# Start of STORED RECORDS
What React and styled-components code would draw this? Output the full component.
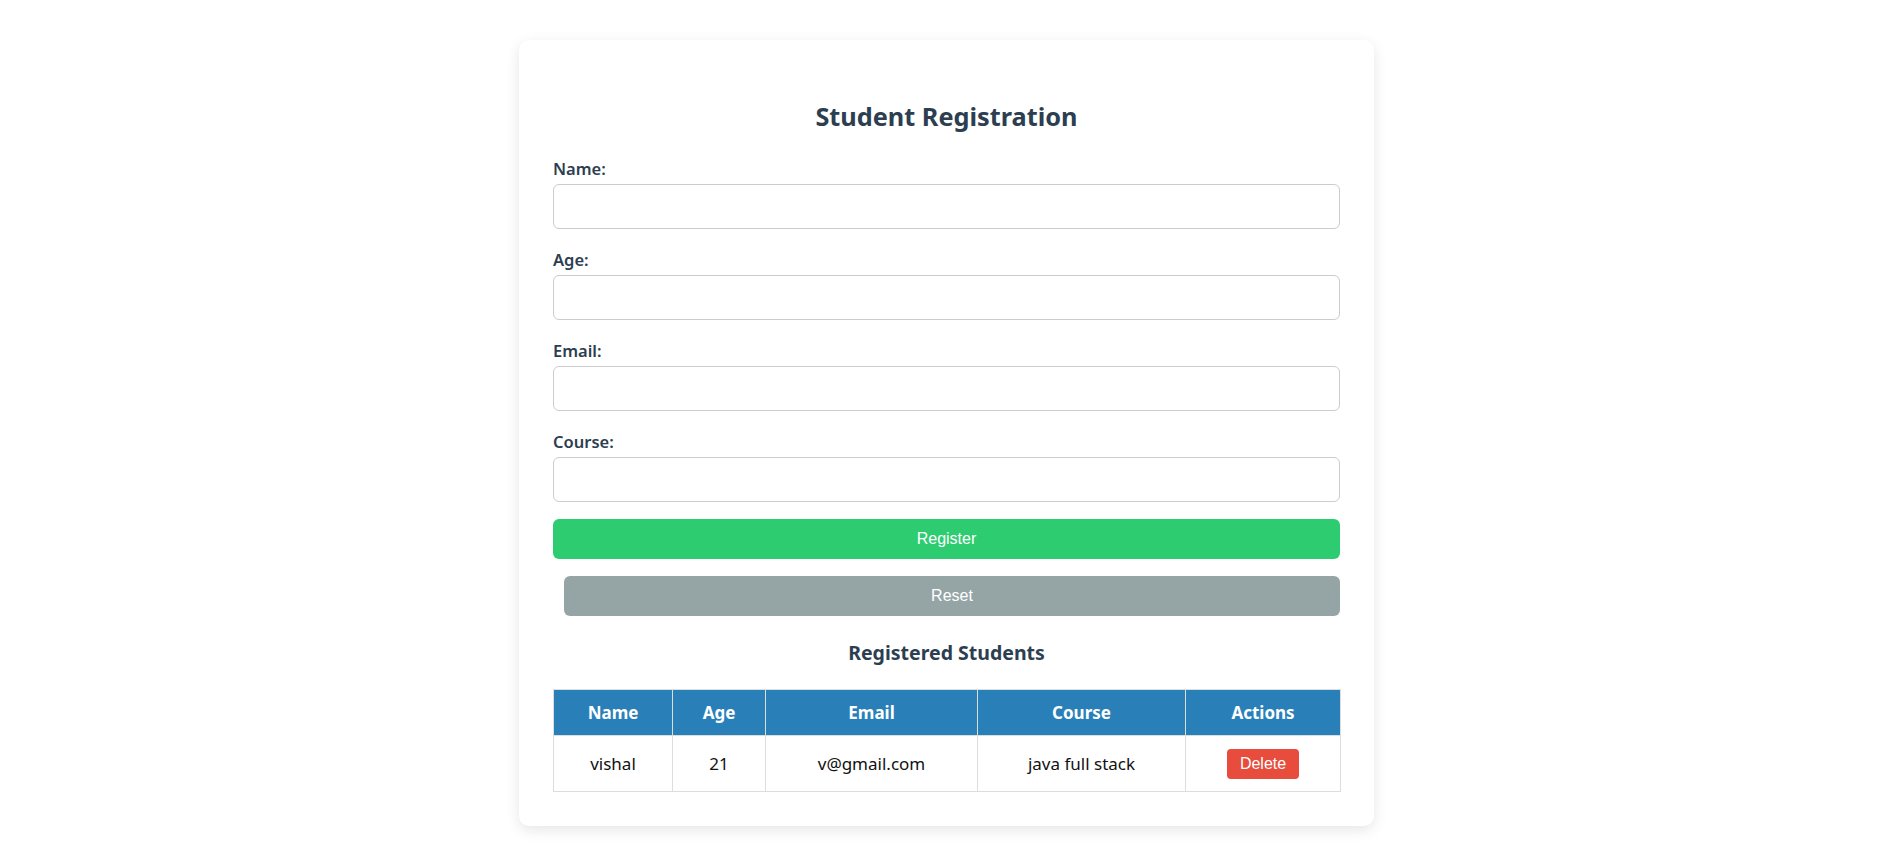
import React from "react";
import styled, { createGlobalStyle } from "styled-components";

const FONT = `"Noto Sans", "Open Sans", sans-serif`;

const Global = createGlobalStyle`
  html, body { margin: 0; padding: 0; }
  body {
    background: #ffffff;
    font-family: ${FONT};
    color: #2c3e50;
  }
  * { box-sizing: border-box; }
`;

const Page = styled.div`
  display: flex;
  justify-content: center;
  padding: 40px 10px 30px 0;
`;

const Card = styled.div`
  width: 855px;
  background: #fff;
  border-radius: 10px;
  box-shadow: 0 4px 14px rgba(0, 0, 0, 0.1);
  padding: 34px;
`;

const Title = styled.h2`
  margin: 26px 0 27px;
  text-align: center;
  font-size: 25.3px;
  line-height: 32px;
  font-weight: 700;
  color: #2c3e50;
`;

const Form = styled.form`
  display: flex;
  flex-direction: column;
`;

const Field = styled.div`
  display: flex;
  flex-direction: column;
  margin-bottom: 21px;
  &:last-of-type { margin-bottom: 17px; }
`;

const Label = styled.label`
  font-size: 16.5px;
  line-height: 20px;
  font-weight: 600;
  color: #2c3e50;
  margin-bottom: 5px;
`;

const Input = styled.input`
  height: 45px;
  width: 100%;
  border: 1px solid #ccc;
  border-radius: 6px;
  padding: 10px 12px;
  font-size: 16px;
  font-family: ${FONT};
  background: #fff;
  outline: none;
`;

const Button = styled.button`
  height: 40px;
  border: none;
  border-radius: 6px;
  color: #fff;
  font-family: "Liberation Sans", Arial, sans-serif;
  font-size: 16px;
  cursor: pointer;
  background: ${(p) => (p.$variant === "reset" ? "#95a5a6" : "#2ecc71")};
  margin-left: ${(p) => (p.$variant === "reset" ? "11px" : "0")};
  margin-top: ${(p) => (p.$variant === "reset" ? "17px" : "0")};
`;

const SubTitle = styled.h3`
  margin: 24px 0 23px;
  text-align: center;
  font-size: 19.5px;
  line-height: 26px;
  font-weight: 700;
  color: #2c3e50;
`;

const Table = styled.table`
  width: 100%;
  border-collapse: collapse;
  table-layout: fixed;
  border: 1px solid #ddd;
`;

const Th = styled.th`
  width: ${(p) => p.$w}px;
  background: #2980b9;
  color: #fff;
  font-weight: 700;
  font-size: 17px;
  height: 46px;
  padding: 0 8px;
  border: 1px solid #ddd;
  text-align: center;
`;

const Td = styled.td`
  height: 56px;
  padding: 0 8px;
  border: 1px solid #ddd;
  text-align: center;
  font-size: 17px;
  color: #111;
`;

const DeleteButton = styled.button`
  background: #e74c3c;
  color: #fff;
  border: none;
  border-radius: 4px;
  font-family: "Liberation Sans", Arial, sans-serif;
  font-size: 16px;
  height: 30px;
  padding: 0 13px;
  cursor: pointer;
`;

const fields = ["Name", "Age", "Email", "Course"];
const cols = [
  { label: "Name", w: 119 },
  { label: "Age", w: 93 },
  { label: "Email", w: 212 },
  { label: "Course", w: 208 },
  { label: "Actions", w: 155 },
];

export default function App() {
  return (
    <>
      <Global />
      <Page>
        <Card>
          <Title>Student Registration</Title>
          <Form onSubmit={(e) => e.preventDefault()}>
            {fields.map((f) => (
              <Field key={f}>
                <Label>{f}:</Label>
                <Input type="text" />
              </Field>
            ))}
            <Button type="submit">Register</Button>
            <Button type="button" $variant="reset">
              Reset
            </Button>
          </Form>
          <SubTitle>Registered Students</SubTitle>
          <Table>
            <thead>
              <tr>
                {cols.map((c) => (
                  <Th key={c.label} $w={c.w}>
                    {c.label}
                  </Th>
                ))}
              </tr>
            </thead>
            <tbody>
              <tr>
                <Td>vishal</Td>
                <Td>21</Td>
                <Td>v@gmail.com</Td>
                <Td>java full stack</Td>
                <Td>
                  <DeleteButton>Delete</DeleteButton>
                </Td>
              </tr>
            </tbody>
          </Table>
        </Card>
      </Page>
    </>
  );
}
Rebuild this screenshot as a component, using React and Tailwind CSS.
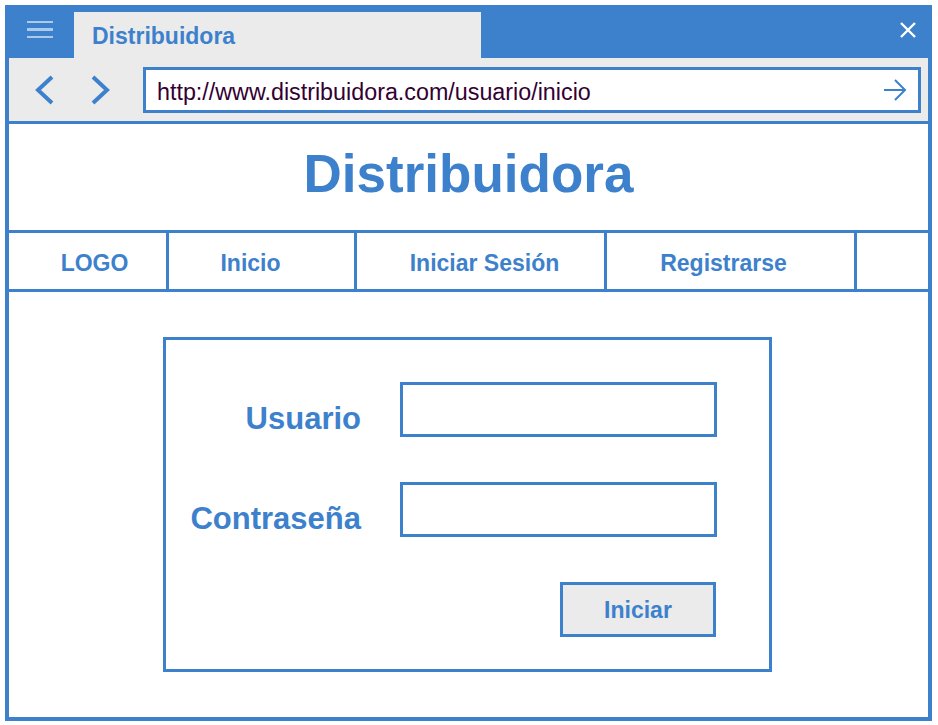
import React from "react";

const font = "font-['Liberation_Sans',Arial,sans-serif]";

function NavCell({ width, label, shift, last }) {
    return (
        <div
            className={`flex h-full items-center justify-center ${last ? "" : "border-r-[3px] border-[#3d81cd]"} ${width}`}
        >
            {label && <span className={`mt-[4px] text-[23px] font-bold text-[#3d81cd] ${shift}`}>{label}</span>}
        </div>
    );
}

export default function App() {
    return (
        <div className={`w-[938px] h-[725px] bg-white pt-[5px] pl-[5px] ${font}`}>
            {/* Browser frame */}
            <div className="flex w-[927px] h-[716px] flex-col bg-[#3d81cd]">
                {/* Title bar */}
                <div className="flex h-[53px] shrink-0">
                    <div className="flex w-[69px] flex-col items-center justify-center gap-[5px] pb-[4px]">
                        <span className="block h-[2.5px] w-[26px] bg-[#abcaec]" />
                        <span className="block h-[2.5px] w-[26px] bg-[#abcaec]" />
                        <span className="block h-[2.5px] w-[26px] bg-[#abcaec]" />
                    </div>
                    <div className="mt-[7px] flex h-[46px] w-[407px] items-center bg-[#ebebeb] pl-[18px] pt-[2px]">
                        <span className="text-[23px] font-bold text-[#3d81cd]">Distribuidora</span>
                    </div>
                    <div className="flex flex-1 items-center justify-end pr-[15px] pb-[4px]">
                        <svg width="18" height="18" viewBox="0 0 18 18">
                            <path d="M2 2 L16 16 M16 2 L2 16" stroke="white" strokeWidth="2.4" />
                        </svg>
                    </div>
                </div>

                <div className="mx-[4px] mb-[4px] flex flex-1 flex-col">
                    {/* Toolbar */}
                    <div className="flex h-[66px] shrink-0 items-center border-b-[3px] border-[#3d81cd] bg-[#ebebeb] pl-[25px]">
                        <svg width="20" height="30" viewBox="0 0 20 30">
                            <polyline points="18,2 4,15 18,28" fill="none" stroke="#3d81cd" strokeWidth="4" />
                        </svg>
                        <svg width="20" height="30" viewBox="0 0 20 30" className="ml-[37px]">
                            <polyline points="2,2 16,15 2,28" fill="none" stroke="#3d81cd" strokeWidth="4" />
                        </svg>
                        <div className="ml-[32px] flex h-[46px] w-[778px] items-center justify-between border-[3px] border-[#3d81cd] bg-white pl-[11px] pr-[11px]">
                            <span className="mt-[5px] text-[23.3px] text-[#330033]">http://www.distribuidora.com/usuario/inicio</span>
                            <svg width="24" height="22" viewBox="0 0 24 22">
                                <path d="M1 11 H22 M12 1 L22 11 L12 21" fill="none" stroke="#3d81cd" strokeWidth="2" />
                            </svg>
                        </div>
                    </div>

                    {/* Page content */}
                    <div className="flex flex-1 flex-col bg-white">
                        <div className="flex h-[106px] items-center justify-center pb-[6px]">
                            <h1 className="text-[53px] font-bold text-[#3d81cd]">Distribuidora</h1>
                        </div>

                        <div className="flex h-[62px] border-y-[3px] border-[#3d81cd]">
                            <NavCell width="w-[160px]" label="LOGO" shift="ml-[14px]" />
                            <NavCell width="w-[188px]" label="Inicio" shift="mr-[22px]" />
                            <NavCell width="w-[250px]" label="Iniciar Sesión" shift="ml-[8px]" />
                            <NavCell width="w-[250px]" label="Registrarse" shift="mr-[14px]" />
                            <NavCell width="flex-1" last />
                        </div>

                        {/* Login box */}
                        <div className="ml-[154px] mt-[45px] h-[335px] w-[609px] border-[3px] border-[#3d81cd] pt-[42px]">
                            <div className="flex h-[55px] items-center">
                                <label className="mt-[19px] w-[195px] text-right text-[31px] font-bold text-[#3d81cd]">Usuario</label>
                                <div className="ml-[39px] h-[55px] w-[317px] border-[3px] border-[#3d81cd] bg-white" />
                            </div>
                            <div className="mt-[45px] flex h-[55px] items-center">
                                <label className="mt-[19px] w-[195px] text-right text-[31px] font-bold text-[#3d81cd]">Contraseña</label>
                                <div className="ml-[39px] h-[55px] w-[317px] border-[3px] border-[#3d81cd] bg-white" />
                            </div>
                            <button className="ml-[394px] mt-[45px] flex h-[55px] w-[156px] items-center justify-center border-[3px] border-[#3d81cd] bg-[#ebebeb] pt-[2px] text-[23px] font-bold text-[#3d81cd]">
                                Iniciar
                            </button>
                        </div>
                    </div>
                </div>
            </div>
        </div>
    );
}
# End of STORED RECORDS
TASK STATEMENT
State the number of lines that contain the string "this", with no other words.

IN RESPONSE
2